#### Records to use

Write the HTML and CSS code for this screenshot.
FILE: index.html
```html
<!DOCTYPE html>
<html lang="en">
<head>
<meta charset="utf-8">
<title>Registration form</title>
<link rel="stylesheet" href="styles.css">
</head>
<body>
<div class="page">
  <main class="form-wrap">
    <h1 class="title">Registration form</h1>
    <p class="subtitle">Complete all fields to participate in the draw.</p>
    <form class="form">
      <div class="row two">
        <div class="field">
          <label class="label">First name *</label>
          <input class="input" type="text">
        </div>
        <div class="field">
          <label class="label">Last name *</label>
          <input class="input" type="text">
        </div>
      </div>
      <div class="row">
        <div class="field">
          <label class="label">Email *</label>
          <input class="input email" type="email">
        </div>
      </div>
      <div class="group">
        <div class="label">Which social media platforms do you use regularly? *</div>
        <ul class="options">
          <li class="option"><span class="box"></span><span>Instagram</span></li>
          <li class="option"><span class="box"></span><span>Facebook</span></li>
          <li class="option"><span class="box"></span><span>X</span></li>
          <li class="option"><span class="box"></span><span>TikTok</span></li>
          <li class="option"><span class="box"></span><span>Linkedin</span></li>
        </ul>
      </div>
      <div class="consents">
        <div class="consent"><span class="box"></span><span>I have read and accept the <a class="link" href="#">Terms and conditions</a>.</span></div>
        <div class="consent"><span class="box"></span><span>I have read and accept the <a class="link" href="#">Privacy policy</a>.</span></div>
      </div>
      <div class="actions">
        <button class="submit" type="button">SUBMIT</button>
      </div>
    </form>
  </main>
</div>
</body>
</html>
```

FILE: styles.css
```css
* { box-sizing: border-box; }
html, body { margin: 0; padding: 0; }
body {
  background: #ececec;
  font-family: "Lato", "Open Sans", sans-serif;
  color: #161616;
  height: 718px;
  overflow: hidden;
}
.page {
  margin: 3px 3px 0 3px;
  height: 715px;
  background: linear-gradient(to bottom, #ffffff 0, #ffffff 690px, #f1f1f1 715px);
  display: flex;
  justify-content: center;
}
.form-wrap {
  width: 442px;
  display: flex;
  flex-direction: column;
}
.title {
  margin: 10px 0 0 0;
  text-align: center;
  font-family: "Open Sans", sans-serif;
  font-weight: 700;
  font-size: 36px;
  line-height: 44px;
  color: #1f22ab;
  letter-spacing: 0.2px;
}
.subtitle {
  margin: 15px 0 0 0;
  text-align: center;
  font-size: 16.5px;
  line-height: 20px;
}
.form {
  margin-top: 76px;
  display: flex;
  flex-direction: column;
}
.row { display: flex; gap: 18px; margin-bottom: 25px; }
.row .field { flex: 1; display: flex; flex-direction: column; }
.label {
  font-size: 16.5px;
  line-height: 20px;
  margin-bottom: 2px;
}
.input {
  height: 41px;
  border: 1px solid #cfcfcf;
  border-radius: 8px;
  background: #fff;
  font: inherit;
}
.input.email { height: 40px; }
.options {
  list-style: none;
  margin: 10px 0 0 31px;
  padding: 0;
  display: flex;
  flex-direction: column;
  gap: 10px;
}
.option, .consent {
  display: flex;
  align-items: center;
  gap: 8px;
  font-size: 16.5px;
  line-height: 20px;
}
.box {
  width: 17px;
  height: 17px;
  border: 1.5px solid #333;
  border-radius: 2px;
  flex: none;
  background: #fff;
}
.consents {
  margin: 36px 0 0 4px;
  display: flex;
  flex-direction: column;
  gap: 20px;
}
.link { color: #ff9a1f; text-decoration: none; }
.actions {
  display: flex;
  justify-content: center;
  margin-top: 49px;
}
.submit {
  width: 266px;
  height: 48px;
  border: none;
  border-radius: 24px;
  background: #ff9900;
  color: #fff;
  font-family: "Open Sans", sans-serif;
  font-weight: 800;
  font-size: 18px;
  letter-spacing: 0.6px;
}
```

########
#### Records to use

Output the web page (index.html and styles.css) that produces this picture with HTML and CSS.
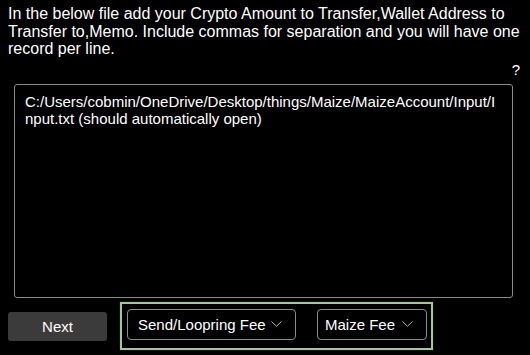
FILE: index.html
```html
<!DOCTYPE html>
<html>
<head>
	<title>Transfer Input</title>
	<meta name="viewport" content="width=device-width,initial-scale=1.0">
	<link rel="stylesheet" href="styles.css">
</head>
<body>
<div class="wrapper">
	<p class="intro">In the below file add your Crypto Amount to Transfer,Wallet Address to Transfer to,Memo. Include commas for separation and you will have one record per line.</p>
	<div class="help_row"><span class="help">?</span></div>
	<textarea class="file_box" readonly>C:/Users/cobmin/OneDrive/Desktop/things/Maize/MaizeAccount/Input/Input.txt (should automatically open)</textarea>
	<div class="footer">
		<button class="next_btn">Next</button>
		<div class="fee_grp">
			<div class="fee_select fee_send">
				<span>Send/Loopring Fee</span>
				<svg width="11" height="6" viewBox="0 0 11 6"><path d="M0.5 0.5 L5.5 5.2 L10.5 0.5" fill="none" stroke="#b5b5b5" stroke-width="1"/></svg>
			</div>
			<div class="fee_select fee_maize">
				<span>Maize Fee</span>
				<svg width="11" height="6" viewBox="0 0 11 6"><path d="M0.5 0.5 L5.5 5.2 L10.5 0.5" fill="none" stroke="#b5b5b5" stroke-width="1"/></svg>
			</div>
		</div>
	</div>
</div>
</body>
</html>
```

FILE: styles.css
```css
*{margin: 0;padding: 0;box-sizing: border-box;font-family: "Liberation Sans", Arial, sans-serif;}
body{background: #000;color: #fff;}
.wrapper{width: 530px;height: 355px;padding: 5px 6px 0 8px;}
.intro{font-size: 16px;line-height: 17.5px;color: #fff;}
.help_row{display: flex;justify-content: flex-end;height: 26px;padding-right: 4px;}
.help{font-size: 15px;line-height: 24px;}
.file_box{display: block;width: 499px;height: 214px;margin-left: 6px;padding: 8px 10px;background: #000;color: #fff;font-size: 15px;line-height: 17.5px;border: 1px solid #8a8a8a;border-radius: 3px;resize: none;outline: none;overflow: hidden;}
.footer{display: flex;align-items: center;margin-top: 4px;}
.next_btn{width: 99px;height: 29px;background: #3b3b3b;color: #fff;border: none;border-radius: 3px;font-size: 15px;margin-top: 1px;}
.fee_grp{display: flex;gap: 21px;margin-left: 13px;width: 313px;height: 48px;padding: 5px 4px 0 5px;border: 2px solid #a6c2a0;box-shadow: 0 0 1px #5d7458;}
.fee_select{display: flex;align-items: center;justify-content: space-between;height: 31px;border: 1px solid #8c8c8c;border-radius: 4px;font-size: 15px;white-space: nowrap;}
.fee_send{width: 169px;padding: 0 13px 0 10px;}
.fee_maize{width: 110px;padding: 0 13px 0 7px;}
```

########

_Requirement:_
From the listing above, return each line with the word "styles".

_Task solution:_
<link rel="stylesheet" href="styles.css">
FILE: styles.css
Output the web page (index.html and styles.css) that produces this picture with HTML and CSS.
	<link rel="stylesheet" href="styles.css">
FILE: styles.css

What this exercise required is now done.